- REQUIRED WORK: Quote all of the data exactly as given. Skip every picture it contains.
+-------+
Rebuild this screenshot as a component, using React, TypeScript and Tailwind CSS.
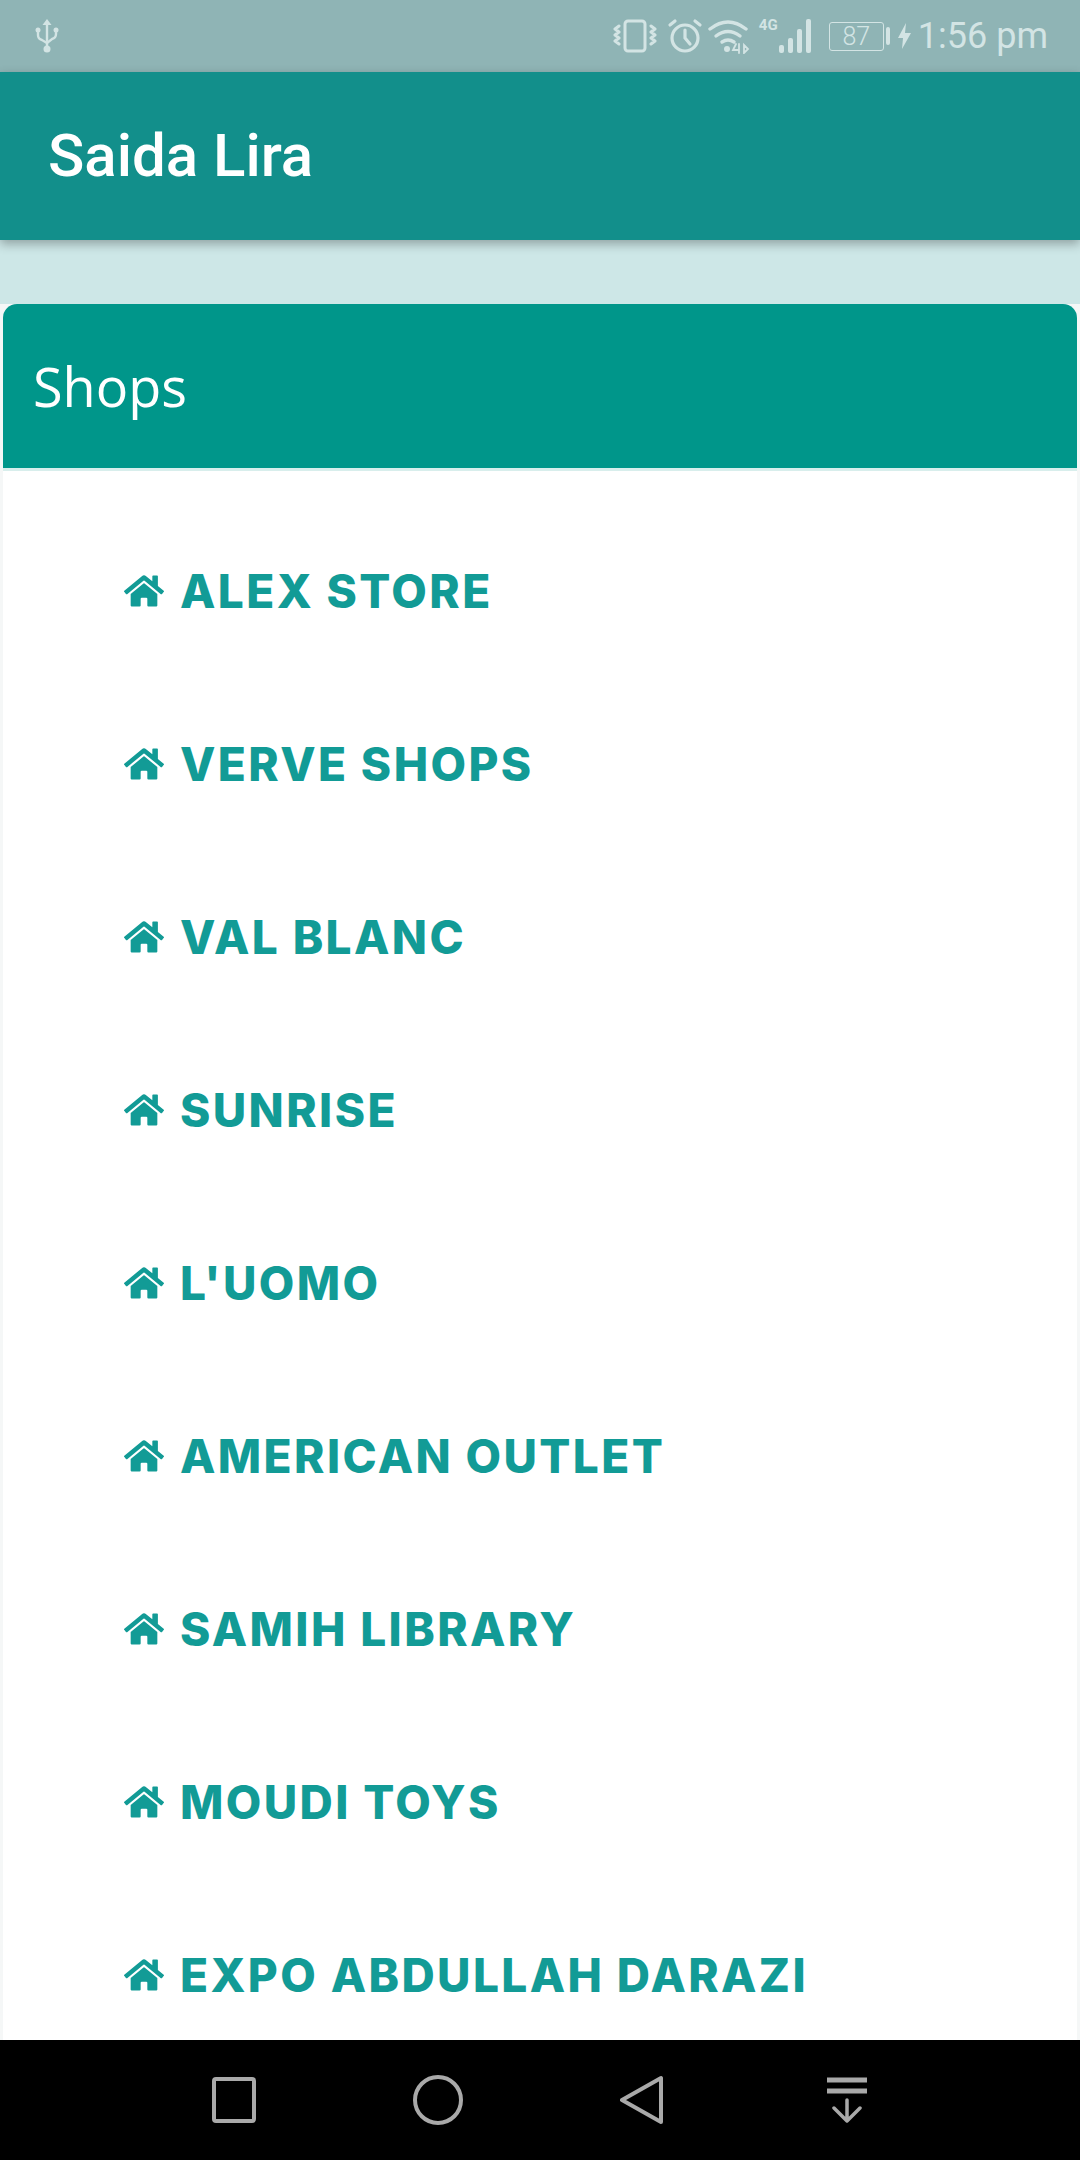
import { FaHome } from "react-icons/fa";

const shops = [
  "ALEX STORE",
  "VERVE SHOPS",
  "VAL BLANC",
  "SUNRISE",
  "L'UOMO",
  "AMERICAN OUTLET",
  "SAMIH LIBRARY",
  "MOUDI TOYS",
  "EXPO ABDULLAH DARAZI",
];

function StatusBar() {
  return (
    <div className="flex h-[72px] shrink-0 items-center justify-between bg-[#8fb4b5] pl-[35px] pr-[32px] text-[#d3e4e4]">
      <svg width="24" height="36" viewBox="0 0 24 36" fill="none" stroke="currentColor" strokeWidth="2.4">
        <path d="M12 4v28" />
        <path d="M7.5 7L12 1l4.500 6z" fill="currentColor" stroke="none" />
        <path d="M3 13v4q0 4 4 5l5 3l5-4q4-1 4-5v-2" />
        <circle cx="3" cy="12" r="2.500" fill="currentColor" stroke="none" />
        <circle cx="21" cy="12" r="2.500" fill="currentColor" stroke="none" />
        <circle cx="12" cy="31" r="3.500" fill="currentColor" stroke="none" />
      </svg>
      <div className="flex items-center">
        <svg width="44" height="36" viewBox="0 0 44 36" fill="none" stroke="currentColor" strokeWidth="3" strokeLinecap="round" strokeLinejoin="round" className="mr-[10px]">
          <rect x="12" y="3" width="20" height="30" rx="3" />
          <path d="M6 8l-4 3l4 3l-4 3l4 3l-4 3l4 3" />
          <path d="M38 8l4 3l-4 3l4 3l-4 3l4 3l-4 3" />
        </svg>
        <svg width="36" height="36" viewBox="0 0 36 36" fill="none" stroke="currentColor" strokeWidth="3.200" strokeLinecap="round" className="mr-[5px]">
          <circle cx="18" cy="20" r="13" />
          <path d="M18 12v8l5 6" />
          <path d="M3 7l5-4M33 7l-5-4" />
        </svg>
        <svg width="42" height="36" viewBox="0 0 42 36" fill="none" stroke="currentColor" strokeWidth="3.400" strokeLinecap="round" className="mr-[9px]">
          <path d="M2 11q18-14 36 0" />
          <path d="M8 18q12-9 24 0" />
          <path d="M14 24q6-4 12 0" />
          <circle cx="19" cy="31" r="3" fill="currentColor" stroke="none" />
          <path d="M28 26l-3 6h5M31 26v9M36 27v8l4-4z" strokeWidth="1.800" />
        </svg>
        <div className="relative mr-[14px] h-[36px] w-[56px]">
          <svg width="56" height="36" viewBox="0 0 56 36" fill="currentColor">
            <rect x="20" y="27" width="5" height="8" rx="2" />
            <rect x="29" y="20" width="5" height="15" rx="2" />
            <rect x="38" y="11" width="5" height="24" rx="2" />
            <rect x="47" y="1" width="5" height="34" rx="2" />
          </svg>
          <span className="absolute left-0 top-0 font-['Roboto',sans-serif] text-[15px] font-bold leading-[15px]">4G</span>
        </div>
        <div className="mr-[2px] flex h-[29px] w-[55px] items-center justify-center rounded-[3px] border-[1.500px] border-current font-['Roboto',sans-serif] text-[25px] font-light leading-none">
          87
        </div>
        <div className="mr-[8px] h-[18px] w-[4px] rounded-[2px] bg-current" />
        <svg width="13" height="28" viewBox="0 0 13 28" fill="currentColor" className="mr-[7px]">
          <path d="M8 1L0 16h5l-1 11l9-16H7z" />
        </svg>
        <span className="font-['Roboto',sans-serif] text-[36px] leading-none">1:56 pm</span>
      </div>
    </div>
  );
}

function NavBar() {
  return (
    <div className="flex h-[120px] shrink-0 items-center bg-black pl-[212px]">
      <svg width="44" height="46" viewBox="0 0 44 46" fill="none" stroke="#a9a9a9" strokeWidth="4" className="mr-[157px]">
        <rect x="2" y="2" width="40" height="42" rx="2" />
      </svg>
      <svg width="50" height="50" viewBox="0 0 50 50" fill="none" stroke="#a9a9a9" strokeWidth="4" className="mr-[157px]">
        <circle cx="25" cy="25" r="23" />
      </svg>
      <svg width="44" height="50" viewBox="0 0 44 50" fill="none" stroke="#a9a9a9" strokeWidth="4" strokeLinejoin="round" className="mr-[162px]">
        <path d="M41 3v44L2 25z" />
      </svg>
      <svg width="42" height="46" viewBox="0 0 42 46" fill="none" stroke="#a9a9a9" strokeLinecap="round" strokeLinejoin="round">
        <path d="M1 3h40M1 14h40" strokeWidth="5" strokeLinecap="butt" />
        <path d="M21 23v21M8 31l13 13l13-13" strokeWidth="3.500" />
      </svg>
    </div>
  );
}

export default function App() {
  return (
    <div className="flex h-[2160px] w-[1080px] flex-col overflow-hidden bg-[#f5f7f7]">
      <StatusBar />
      <div className="relative z-10 flex h-[168px] shrink-0 items-center bg-[#128f8b] pl-[48px] shadow-[0_4px_10px_rgba(0,0,0,0.3)]">
        <h1 className="font-['Roboto',sans-serif] text-[60px] font-medium leading-none text-white">Saida Lira</h1>
      </div>
      <div className="h-[64px] shrink-0 bg-[#cde7e7]" />
      <div className="mx-[3px] flex min-h-0 flex-1 flex-col overflow-hidden rounded-t-[14px] bg-white">
        <div className="flex h-[167px] shrink-0 items-center border-b-[3px] border-[#d8eeec] bg-[#00968a] pb-[1px] pl-[30px]">
          <h2 className="font-['Open_Sans',sans-serif] text-[54px] font-normal leading-none text-white">Shops</h2>
        </div>
        <ul className="pl-[121px] pt-[33px]">
          {shops.map((shop) => (
            <li key={shop} className="flex h-[173px] items-center gap-[16px] font-['Inter',sans-serif] text-[46px] font-extrabold leading-none tracking-[2.4px] text-[#129b96]">
              <FaHome className="h-[40px] w-[40px] shrink-0" />
              <span>{shop}</span>
            </li>
          ))}
        </ul>
      </div>
      <NavBar />
    </div>
  );
}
+-------+
- RESULT OF THIS TASK:
Rebuild this screenshot as a component, using React, TypeScript and Tailwind CSS.
import { FaHome } from "react-icons/fa";

const shops = [
  "ALEX STORE",
  "VERVE SHOPS",
  "VAL BLANC",
  "SUNRISE",
  "L'UOMO",
  "AMERICAN OUTLET",
  "SAMIH LIBRARY",
  "MOUDI TOYS",
  "EXPO ABDULLAH DARAZI",
];

function StatusBar() {
  return (
    <div className="flex h-[72px] shrink-0 items-center justify-between bg-[#8fb4b5] pl-[35px] pr-[32px] text-[#d3e4e4]">
      <svg width="24" height="36" viewBox="0 0 24 36" fill="none" stroke="currentColor" strokeWidth="2.4">
        <path d="M12 4v28" />
        <path d="M7.5 7L12 1l4.500 6z" fill="currentColor" stroke="none" />
        <path d="M3 13v4q0 4 4 5l5 3l5-4q4-1 4-5v-2" />
        <circle cx="3" cy="12" r="2.500" fill="currentColor" stroke="none" />
        <circle cx="21" cy="12" r="2.500" fill="currentColor" stroke="none" />
        <circle cx="12" cy="31" r="3.500" fill="currentColor" stroke="none" />
      </svg>
      <div className="flex items-center">
        <svg width="44" height="36" viewBox="0 0 44 36" fill="none" stroke="currentColor" strokeWidth="3" strokeLinecap="round" strokeLinejoin="round" className="mr-[10px]">
          <rect x="12" y="3" width="20" height="30" rx="3" />
          <path d="M6 8l-4 3l4 3l-4 3l4 3l-4 3l4 3" />
          <path d="M38 8l4 3l-4 3l4 3l-4 3l4 3l-4 3" />
        </svg>
        <svg width="36" height="36" viewBox="0 0 36 36" fill="none" stroke="currentColor" strokeWidth="3.200" strokeLinecap="round" className="mr-[5px]">
          <circle cx="18" cy="20" r="13" />
          <path d="M18 12v8l5 6" />
          <path d="M3 7l5-4M33 7l-5-4" />
        </svg>
        <svg width="42" height="36" viewBox="0 0 42 36" fill="none" stroke="currentColor" strokeWidth="3.400" strokeLinecap="round" className="mr-[9px]">
          <path d="M2 11q18-14 36 0" />
          <path d="M8 18q12-9 24 0" />
          <path d="M14 24q6-4 12 0" />
          <circle cx="19" cy="31" r="3" fill="currentColor" stroke="none" />
          <path d="M28 26l-3 6h5M31 26v9M36 27v8l4-4z" strokeWidth="1.800" />
        </svg>
        <div className="relative mr-[14px] h-[36px] w-[56px]">
          <svg width="56" height="36" viewBox="0 0 56 36" fill="currentColor">
            <rect x="20" y="27" width="5" height="8" rx="2" />
            <rect x="29" y="20" width="5" height="15" rx="2" />
            <rect x="38" y="11" width="5" height="24" rx="2" />
            <rect x="47" y="1" width="5" height="34" rx="2" />
          </svg>
          <span className="absolute left-0 top-0 font-['Roboto',sans-serif] text-[15px] font-bold leading-[15px]">4G</span>
        </div>
        <div className="mr-[2px] flex h-[29px] w-[55px] items-center justify-center rounded-[3px] border-[1.500px] border-current font-['Roboto',sans-serif] text-[25px] font-light leading-none">
          87
        </div>
        <div className="mr-[8px] h-[18px] w-[4px] rounded-[2px] bg-current" />
        <svg width="13" height="28" viewBox="0 0 13 28" fill="currentColor" className="mr-[7px]">
          <path d="M8 1L0 16h5l-1 11l9-16H7z" />
        </svg>
        <span className="font-['Roboto',sans-serif] text-[36px] leading-none">1:56 pm</span>
      </div>
    </div>
  );
}

function NavBar() {
  return (
    <div className="flex h-[120px] shrink-0 items-center bg-black pl-[212px]">
      <svg width="44" height="46" viewBox="0 0 44 46" fill="none" stroke="#a9a9a9" strokeWidth="4" className="mr-[157px]">
        <rect x="2" y="2" width="40" height="42" rx="2" />
      </svg>
      <svg width="50" height="50" viewBox="0 0 50 50" fill="none" stroke="#a9a9a9" strokeWidth="4" className="mr-[157px]">
        <circle cx="25" cy="25" r="23" />
      </svg>
      <svg width="44" height="50" viewBox="0 0 44 50" fill="none" stroke="#a9a9a9" strokeWidth="4" strokeLinejoin="round" className="mr-[162px]">
        <path d="M41 3v44L2 25z" />
      </svg>
      <svg width="42" height="46" viewBox="0 0 42 46" fill="none" stroke="#a9a9a9" strokeLinecap="round" strokeLinejoin="round">
        <path d="M1 3h40M1 14h40" strokeWidth="5" strokeLinecap="butt" />
        <path d="M21 23v21M8 31l13 13l13-13" strokeWidth="3.500" />
      </svg>
    </div>
  );
}

export default function App() {
  return (
    <div className="flex h-[2160px] w-[1080px] flex-col overflow-hidden bg-[#f5f7f7]">
      <StatusBar />
      <div className="relative z-10 flex h-[168px] shrink-0 items-center bg-[#128f8b] pl-[48px] shadow-[0_4px_10px_rgba(0,0,0,0.3)]">
        <h1 className="font-['Roboto',sans-serif] text-[60px] font-medium leading-none text-white">Saida Lira</h1>
      </div>
      <div className="h-[64px] shrink-0 bg-[#cde7e7]" />
      <div className="mx-[3px] flex min-h-0 flex-1 flex-col overflow-hidden rounded-t-[14px] bg-white">
        <div className="flex h-[167px] shrink-0 items-center border-b-[3px] border-[#d8eeec] bg-[#00968a] pb-[1px] pl-[30px]">
          <h2 className="font-['Open_Sans',sans-serif] text-[54px] font-normal leading-none text-white">Shops</h2>
        </div>
        <ul className="pl-[121px] pt-[33px]">
          {shops.map((shop) => (
            <li key={shop} className="flex h-[173px] items-center gap-[16px] font-['Inter',sans-serif] text-[46px] font-extrabold leading-none tracking-[2.4px] text-[#129b96]">
              <FaHome className="h-[40px] w-[40px] shrink-0" />
              <span>{shop}</span>
            </li>
          ))}
        </ul>
      </div>
      <NavBar />
    </div>
  );
}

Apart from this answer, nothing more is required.